# Warning to Cheshire folk.



## MurphysMinder (7 February 2013)

I'm not really NW as just over the border in Shropshire, but saw the following and thought it was worth passing on.  It seems to be genuine not a scare mongering hoax, as people are actually named. 

http://www.chesterchronicle.co.uk/c...ted-country-lanes-in-cheshire-59067-32759951/


----------



## MileAMinute (7 February 2013)

Eeep thanks for the warning, OP.

I walk down a country lane to the yard but they'd have no luck targeting me - I don't carry anything valuable! Still, I'm always on my phone when walking down there so if anything did happen someone would know I was in trouble.


----------



## LovesCobs (7 February 2013)

thanks OP! Malpas is down the road from me and I drove in on Monday for cash for the Farrier. I'll make sure my doors are locked and I dont stop to help (which sounds bad doesnt it.
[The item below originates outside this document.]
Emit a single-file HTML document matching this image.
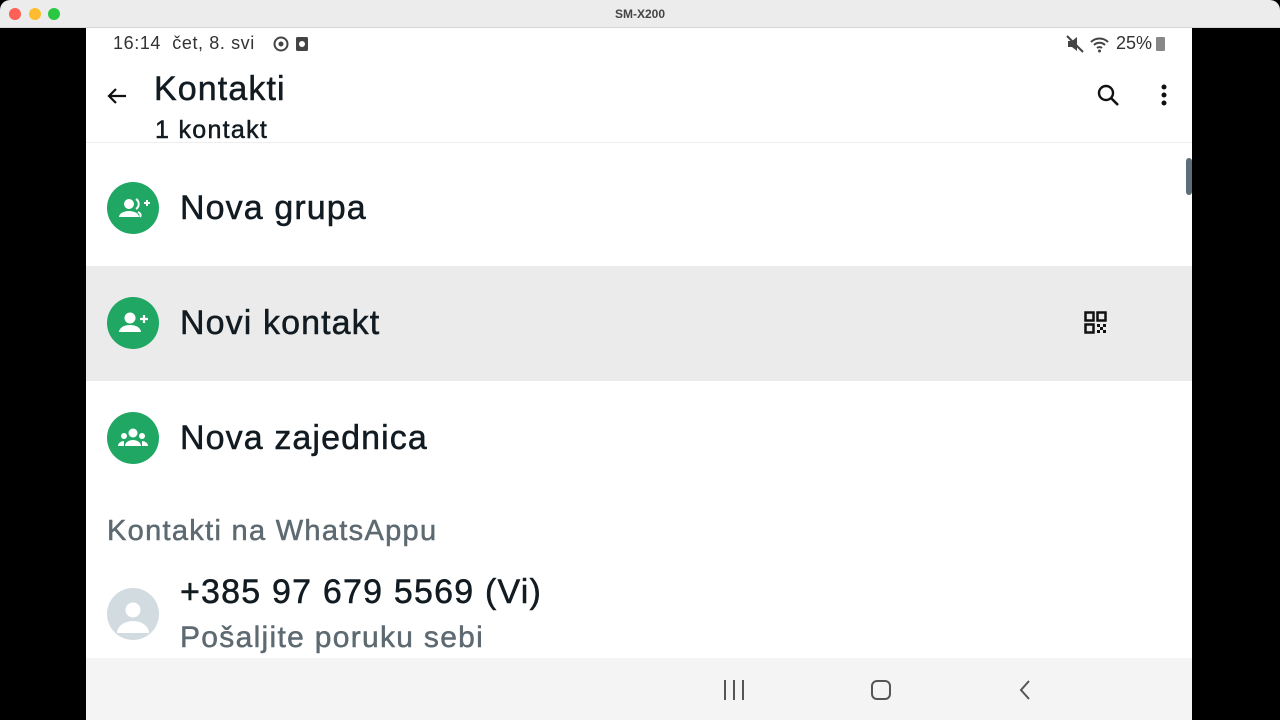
<!DOCTYPE html>
<html><head><meta charset="utf-8"><style>
*{margin:0;padding:0;box-sizing:border-box}
body{width:1280px;height:720px;background:#000;font-family:"Liberation Sans","DejaVu Sans",sans-serif;position:relative;overflow:hidden}
.tb{position:absolute;left:0;top:0;width:1280px;height:28px;background:#ececec;border-bottom:1px solid #d6d6d6;border-radius:10px 10px 0 0}
.dot{position:absolute;top:8px;width:12px;height:12px;border-radius:50%}
.tt{position:absolute;top:7px;width:100%;text-align:center;font-size:12px;font-weight:bold;color:#444}
.scr{position:absolute;left:86px;top:28px;width:1106px;height:692px;background:#fff;overflow:hidden}
.abs{position:absolute;white-space:nowrap}
.row{position:absolute;left:0;width:1106px;height:115px}
.ic{position:absolute;left:21px;width:52px;height:52px;border-radius:50%;background:#21a764}
.lbl{position:absolute;left:94px;font-size:34px;color:#111b21;letter-spacing:1.1px;-webkit-text-stroke:0.5px #111b21}
.md{-webkit-text-stroke:0.5px currentColor}
</style></head><body>
<div class="tb"><div class="dot" style="left:9px;background:#fe5f57"></div><div class="dot" style="left:29px;background:#febc2e"></div><div class="dot" style="left:48px;background:#28c840"></div><div class="tt">SM-X200</div></div>
<div class="scr">
<div class="abs" style="left:27px;top:5px;font-size:18px;color:#333;letter-spacing:0.6px">16:14&nbsp;&nbsp;čet, 8. svi</div>
<svg class="abs" style="left:186px;top:7px" width="36" height="18"><circle cx="9" cy="9" r="6.5" fill="none" stroke="#444" stroke-width="2"/><circle cx="9" cy="9" r="2.5" fill="#444"/><rect x="24" y="2" width="12" height="14" rx="1.5" fill="#444"/><circle cx="30" cy="9" r="3" fill="#fff"/></svg>
<svg class="abs" style="left:980px;top:7px" width="18" height="18"><path d="M2 6h4l5-4v14l-5-4H2z" fill="#444"/><path d="M1 1l16 16" stroke="#444" stroke-width="2"/></svg>
<svg class="abs" style="left:1003px;top:7px" width="24" height="18"><path d="M2 7a12 12 0 0 1 17 0M5 10a8 8 0 0 1 11 0M8 13a4 4 0 0 1 5 0" fill="none" stroke="#444" stroke-width="2"/><circle cx="10.5" cy="16" r="1.5" fill="#444"/></svg>
<div class="abs" style="left:1030px;top:5px;font-size:18px;color:#333">25%</div>
<div class="abs" style="left:1070px;top:9px;width:9px;height:14px;background:#888;border-radius:1px"></div>
<svg class="abs" style="left:19px;top:56px" width="24" height="24"><path d="M21 12H4M11 5l-7 7 7 7" fill="none" stroke="#111" stroke-width="2.2"/></svg>
<div class="abs md" style="left:68px;top:42px;font-size:34px;color:#111b21;letter-spacing:1.1px">Kontakti</div>
<div class="abs md" style="left:69px;top:88px;font-size:25px;color:#111b21;letter-spacing:1.3px">1 kontakt</div>
<svg class="abs" style="left:1010px;top:55px" width="26" height="26"><circle cx="10" cy="10" r="7" fill="none" stroke="#111" stroke-width="2.4"/><path d="M15 15l7 7" stroke="#111" stroke-width="2.6"/></svg>
<svg class="abs" style="left:1072px;top:55px" width="12" height="26"><circle cx="6" cy="4" r="2.5" fill="#111"/><circle cx="6" cy="12" r="2.5" fill="#111"/><circle cx="6" cy="20" r="2.5" fill="#111"/></svg>
<div class="abs" style="left:0;top:114px;width:1106px;height:1px;background:#eee"></div>
<div class="abs" style="left:1100px;top:130px;width:6px;height:37px;background:#5b6e79;border-radius:3px"></div>
<div class="row" style="top:123px"><div class="ic" style="top:31px"><svg width="52" height="52"><circle cx="22" cy="22" r="5" fill="#fff"/><path d="M12 35a10 6 0 0 1 20 0z" fill="#fff"/><path d="M29 17a6 6 0 0 1 0 10M31 30a6 4 0 0 1 2 5" fill="none" stroke="#fff" stroke-width="2"/><path d="M37 21h6M40 18v6" stroke="#fff" stroke-width="2"/></svg></div><div class="lbl" style="top:38px">Nova grupa</div></div>
<div class="row" style="top:238px;background:#ebebeb"><div class="ic" style="top:31px"><svg width="52" height="52"><circle cx="23" cy="21" r="5.5" fill="#fff"/><path d="M12 35a11 7 0 0 1 22 0z" fill="#fff"/><path d="M33 22h8M37 18v8" stroke="#fff" stroke-width="2.2"/></svg></div><div class="lbl" style="top:38px">Novi kontakt</div>
<svg class="abs" style="left:998px;top:45px" width="24" height="24"><rect x="1.5" y="1.5" width="8" height="8" fill="none" stroke="#111" stroke-width="2.5"/><rect x="13.5" y="1.5" width="8" height="8" fill="none" stroke="#111" stroke-width="2.5"/><rect x="1.5" y="13.5" width="8" height="8" fill="none" stroke="#111" stroke-width="2.5"/><path d="M13 13h3v3h-3zM19 13h3v3h-3zM16 16h3v3h-3zM13 19h3v3h-3zM19 19h3v3h-3z" fill="#111"/></svg></div>
<div class="row" style="top:353px"><div class="ic" style="top:31px"><svg width="52" height="52"><circle cx="26" cy="21" r="4.5" fill="#fff"/><circle cx="17" cy="24" r="3" fill="#fff"/><circle cx="35" cy="24" r="3" fill="#fff"/><path d="M18 34a8 6 0 0 1 16 0z M11 34a6 5 0 0 1 6-5v5z M41 34a6 5 0 0 0-6-5v5z" fill="#fff"/></svg></div><div class="lbl" style="top:38px">Nova zajednica</div></div>
<div class="abs md" style="left:21px;top:487px;font-size:29px;color:#5e6a71;letter-spacing:1.3px">Kontakti na WhatsAppu</div>
<div class="abs" style="left:21px;top:560px;width:52px;height:52px;border-radius:50%;background:#d2dbe0;overflow:hidden"><svg width="52" height="52"><circle cx="26" cy="22" r="7.5" fill="#fff"/><path d="M10 45a16 12 0 0 1 32 0z" fill="#fff"/></svg></div>
<div class="abs md" style="left:94px;top:545px;font-size:34px;color:#111b21;letter-spacing:1.2px">+385 97 679 5569 (Vi)</div>
<div class="abs md" style="left:94px;top:593px;font-size:30px;color:#5e6a71;letter-spacing:1.3px">Pošaljite poruku sebi</div>
<div class="abs" style="left:0;top:630px;width:1106px;height:62px;background:#f4f4f4"></div>
<div class="abs" style="left:638px;top:652px;width:20px;height:20px;border-left:2px solid #555;border-right:2px solid #555"><div style="margin-left:7px;width:2px;height:20px;background:#555"></div></div>
<div class="abs" style="left:785px;top:652px;width:20px;height:20px;border:2px solid #555;border-radius:6px"></div>
<svg class="abs" style="left:932px;top:651px" width="14" height="22"><path d="M11 2L3 11l8 9" fill="none" stroke="#555" stroke-width="2"/></svg>
</div>
</body></html>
If not sure coud always let somone know down the road) should never have a handbag on show either but its so easy to dump it next to you.


----------



## Maesfen (8 February 2013)

Crikey, that's just half a mile from me.


----------



## MurphysMinder (8 February 2013)

Worrying isn't it Pat.  Hampton posted the link on their fb page.


----------



## Maesfen (8 February 2013)

Yes MM and if you hadn't posted I wouldn't have seen it at all as it's rare I go to the village.  Must admit I've never stopped to pick anyone up unless known to me (happily married lol!) for years and ever since my driving test have always locked the doors if driving in town; it wouldn't occur to me to lock them out here but I will from now on.  It's the talking point in the village now as you'd expect..


----------



## ed&arch (10 February 2013)

I'm fifteen, and have to walk 20-25 minutes down an isolated lane to get to my school bus stop, everyday! Scary stuff! Malpas is only 10mins away!


----------



## LovesCobs (13 February 2013)

Been informed by my daughters school of another incident in the area, so please still be careful


----------